VwSen-107237/2/BI/KM Linz, am 6. Oktober 2000

DVR.0690392

E R K E N N T N I S

Der unabhängige Verwaltungssenat des Landes Oberösterreich hat durch sein Mitglied Mag. Karin Bissenberger über die Berufung der Frau H S, vertreten durch Rechtsanwalt Dr. A W, vom 19. September 2000 gegen das Straferkenntnis der Bundespolizeidirektion Linz vom 12. September 2000, III/S 16730/00 V1P, wegen Übertretung der Straßenverkehrsordnung 1960, zu Recht erkannt:

I. Der Berufung wird keine Folge gegeben und das angefochtene Straferkenntnis vollinhaltlich bestätigt.

II. Die Rechtsmittelwerberin hat zusätzlich zu den Verfahrenskosten der Erstinstanz den Betrag von 400 S (entspricht 29,06 €), ds 20 % der verhängten Geldstrafe, als Kostenbeitrag zum Rechtsmittelverfahren zu leisten.

Rechtsgrundlage:

zu I.: § 66 Abs.4 AVG iVm §§ 24, 51 Abs.1 und 19 VStG, §§4 Abs.2 2. Satz iVm 99 Abs.2 lit.a StVO 1960

zu II.: § 64 Abs.1 und 2 VStG

Entscheidungsgründe:

zu I.:

1. Die Bundespolizeidirektion Linz hat mit dem genannten Straferkenntnis über die Beschuldigte wegen der Verwaltungsübertretung gemäß §§ 4 Abs.2 2. Satz iVm 99 Abs.2 lit.a StVO 1960 eine Geldstrafe von 2.000 S (76 Stunden EFS) verhängt, weil sie am 20. April 2000 um 15.00 Uhr in L, gegenüber Nr., aus Richtung O Straße kommend Richtung P, das Kleinkraftrad gelenkt habe und als Lenker dieses KFZ an einem Verkehrsunfall mit Personenschaden beteiligt gewesen sei und somit als Person, deren Verhalten am Unfallort mit diesem Verkehrsunfall in ursächlichem Zusammenhang gestanden sei, nicht sofort die nächste Sicherheitsdienststelle verständigt habe.

Gleichzeitig wurde ihr ein Verfahrenskostenbeitrag von 200 S auferlegt.

2. Dagegen hat die Rechtsmittelwerberin (Bw) fristgerecht Berufung eingebracht, die seitens der Erstinstanz ohne Berufungsvorentscheidung dem unabhängigen Verwaltungssenat des Landes Oberösterreich vorgelegt wurde.

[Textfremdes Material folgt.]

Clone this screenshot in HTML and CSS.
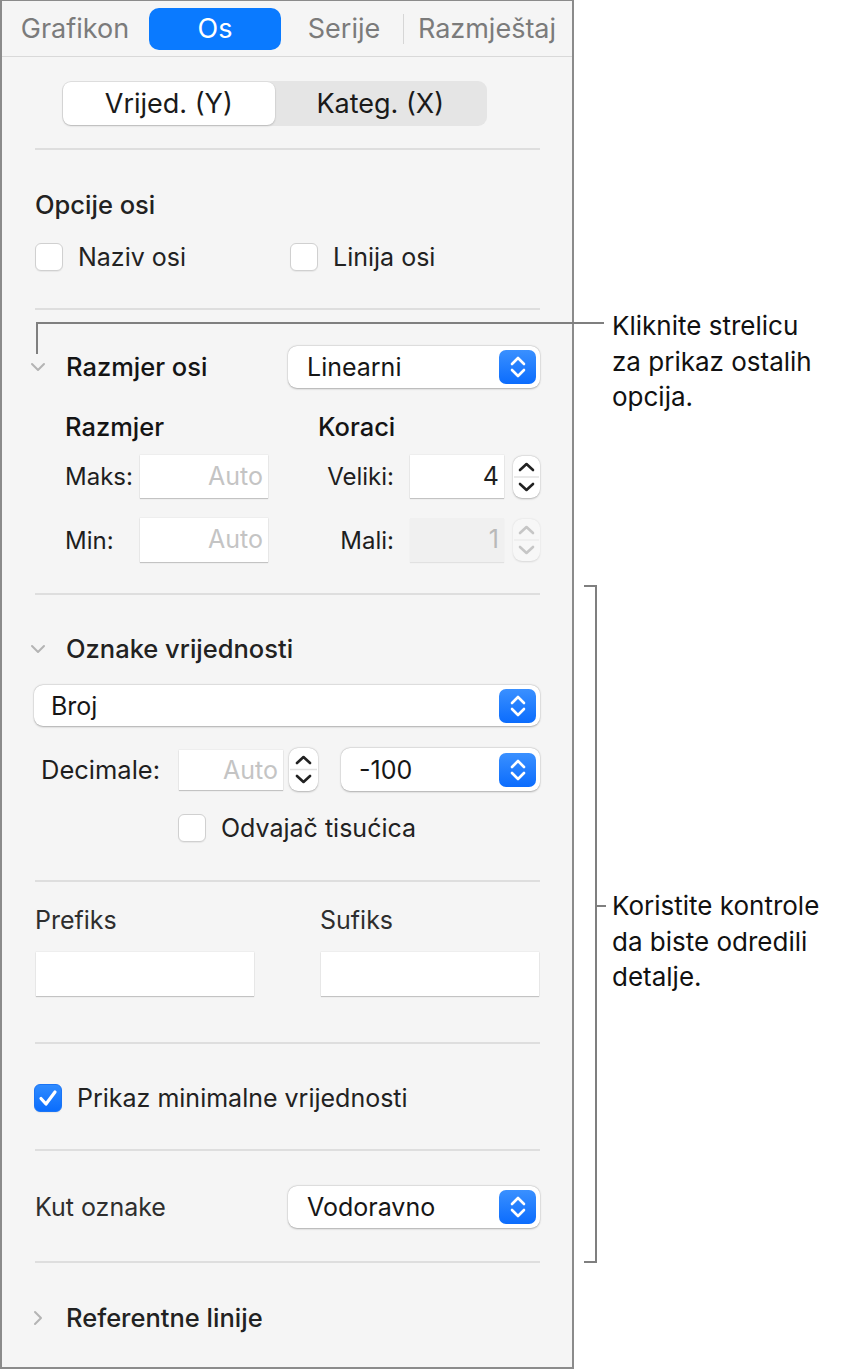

Da keine 10.000 S übersteigende Geldstrafe verhängt wurde, war durch das nach der Geschäftsverteilung zuständige Einzelmitglied zu entscheiden (§ 51c VStG). Die Anberaumung einer öffentlichen mündlichen Berufungsverhandlung erübrigte sich (§ 51e Abs.3 Z3 VStG).

3. Die Bw macht geltend, das Verfahren vor der Erstinstanz sei durch die mangelnde Einvernahme von Kurt Stadelmann mangelhaft geblieben. Daraus hätte sich nämlich ergeben, dass sie die ihr vorgeworfene Übertretung nicht begangen habe. Es könne ihr auch nicht zur Last gelegt werden, bewusst unwahre Angaben gemacht zu haben.

Sie habe vielmehr versucht, mit der Unfallsgegnerin Kontakt aufzunehmen, was nur durch den Besitzerwechsel des Cafehauses nicht gelungen sei. Da diese die Daten ihres PKW gewusst habe, wäre es absurd gewesen, die Daten nicht auszutauschen.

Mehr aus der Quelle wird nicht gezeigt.